Under the influence of such domestic designers, kitchens for the masses were stripped down to a special-purpose room dedicated to food storage and preparation, hygienically separated from the parts of the house where people worked, ate, and relaxed. The table was removed in favor of built-in storage and work areas. Over time, such developments led to the “fitted” kitchen that we know today, with its fixed cupboards and 36-inch counters, its “triangle” of work areas for preparation, cooking, and cleanup.
An original Frankfurt Kitchen was recently on display at New York’s Museum of Modern Art, part of a kitchen-design exhibit called Counter Space. The faint outlines of the modern galley kitchen are visible in its form: fixed counters and cupboards, sink and stove. But it’s tiny by modern standards, with almost no storage or workspace, or even really room for more than one person. And although it has that clean, industrial Bauhaus aesthetic, it also has that same impersonal quality. The Frankfurt Kitchen is not remotely personal or ornamental. It is a highly functional work area. It is not a place where people wander in to admire your knives.

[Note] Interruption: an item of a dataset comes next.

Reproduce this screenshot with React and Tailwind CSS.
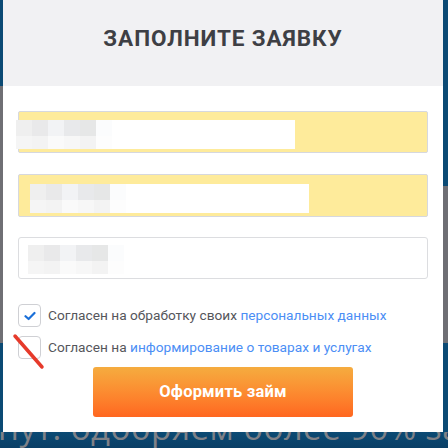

Eventually, this streamlined, ultrafunctional vision was the victim of its own success. Electric and gas stoves, and then refrigerators and dishwashers, slashed the amount of time that women needed to spend feeding their families, especially after reliable home cold storage brought about a revolution in processed and frozen foods that could be prepared in minutes. Almost as soon as they acquired these fancy new labor-saving kitchens, women did the natural thing: they started leaving them. By the new millennium, more than three-quarters of women ages 25 to 54 were in the workforce; in 1950, that proportion was closer to one-third.